In an enterprise environment, the existence of different hardware and Operating Systems running on production servers is very common. You may find the same software running on different OS and even different hardware platforms. To manage the software configuration on different platforms by using a script, your script must aware and account for their differences. Your scripts must be written in way that it knows how to query the operating environment and execute the appropriate installation and configuration actions based on the operating environment it is running on. There are commercial and open source configuration management systems which aware and know how to handle such difference in operating platforms. "Puppet" is one of those CMS that we are going to study for this lab. In this lab, we will start by trying to port the script that you have written for configuring Nagios on Centos7 to Debain/Ubuntu (or any other Linux distributions of you choice except RHEL and Fedora). Secondly, we will convert your originally Nagios installation and configuration script into a Puppet manifest, test it in your testing environment and then deploy it to your production environment (i.e. your Seneca VM).

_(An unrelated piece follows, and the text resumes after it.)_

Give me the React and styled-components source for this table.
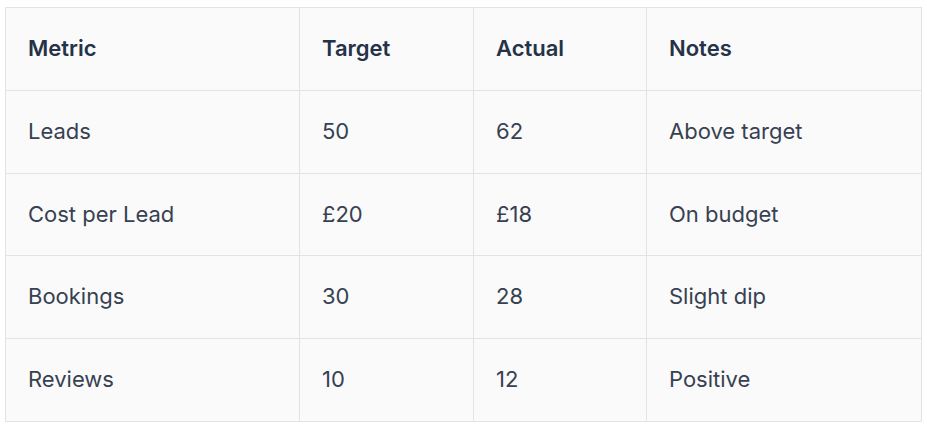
import React from "react";
import styled, { createGlobalStyle } from "styled-components";

const Global = createGlobalStyle`
  html, body { margin: 0; padding: 0; background: #ffffff; }
  body { font-family: Inter, "Noto Sans", sans-serif; }
`;

const Page = styled.div`
  padding: 7px 5px;
`;

const Table = styled.table`
  width: 916px;
  border-collapse: collapse;
  table-layout: fixed;
  background: #fafafa;
  border: 1px solid #e3e3e3;
  font-family: Inter, sans-serif;
  font-size: 22px;
  line-height: 31.8px;
`;

const Col = styled.col`
  width: ${(p) => p.$w}px;
`;

const Cell = styled.td`
  border: 1px solid #e3e3e3;
  padding: 25px 22px;
  text-align: left;
  color: ${(p) => (p.$head ? "#253248" : "#374151")};
  font-weight: ${(p) => (p.$head ? 600 : 400)};
  vertical-align: middle;
  white-space: nowrap;
`;

const widths = [294, 174, 173, 275];
const headers = ["Metric", "Target", "Actual", "Notes"];
const rows = [
  ["Leads", "50", "62", "Above target"],
  ["Cost per Lead", "£20", "£18", "On budget"],
  ["Bookings", "30", "28", "Slight dip"],
  ["Reviews", "10", "12", "Positive"],
];

export default function App() {
  return (
    <>
      <Global />
      <Page>
        <Table>
          <colgroup>
            {widths.map((w, i) => (
              <Col key={i} $w={w} />
            ))}
          </colgroup>
          <thead>
            <tr>
              {headers.map((h) => (
                <Cell as="th" $head key={h}>
                  {h}
                </Cell>
              ))}
            </tr>
          </thead>
          <tbody>
            {rows.map((r) => (
              <tr key={r[0]}>
                {r.map((c, i) => (
                  <Cell key={i}>{c}</Cell>
                ))}
              </tr>
            ))}
          </tbody>
        </Table>
      </Page>
    </>
  );
}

Investigation 1: Porting an Installation Script to a Different Distribution

  • Install a new vm using a different distribution of your choice.
    • Ensure it is fully updated.
    • Provide it a static address and hostname of your choice (this lab will refer to it as distro-blank), and add it to your DNS domain
    • As with your first ‘blank’ vm, we will try to avoid making changes to this vm, as we will clone it for several purposes.
  • Clone the vm and provide the clone with a new name and address of your choice (this lab will refer to it as distro-clone).
  • Convert your nagios installation script from lab 1 to work for the distribution you chose.
    • Note that you are not expected to spend an inordinate amount of time on this. The intent is for you to see how complicated it can be to manually modify even a simple installation process to work on different distributions. If you spend more than an hour and the script is still not working, just move on.

Investigation 2: Basic Puppet Installation

  • Clone your Centos blank Vm to create two new Vms (puppet-master and puppet-client).
    • Set the hostnames of both, provide them with static addresses, and add them to your DNS service.
    • Configure your puppet-master as the puppet master, and configure puppet-client and distro-clone as puppet clients.
    • Write a puppet manifest on puppet-master to make a simple change (e.g. installing bind-utils) on both clients. Ensure it works before continuing.

Investigation 3: Using a Puppet Manifest

  • Convert your nagios installation script into a puppet manifest that will configure both puppet clients (puppet-client and distro-clone) as nagios servers checking the same things as in lab 1.
  • Ensure that even if you manually break your machines (e.g. remove a required package), they will automatically be fixed by the puppet-master.

Submission

Demonstrate your puppet manifest working in class, and upload the manifest to Blackboard.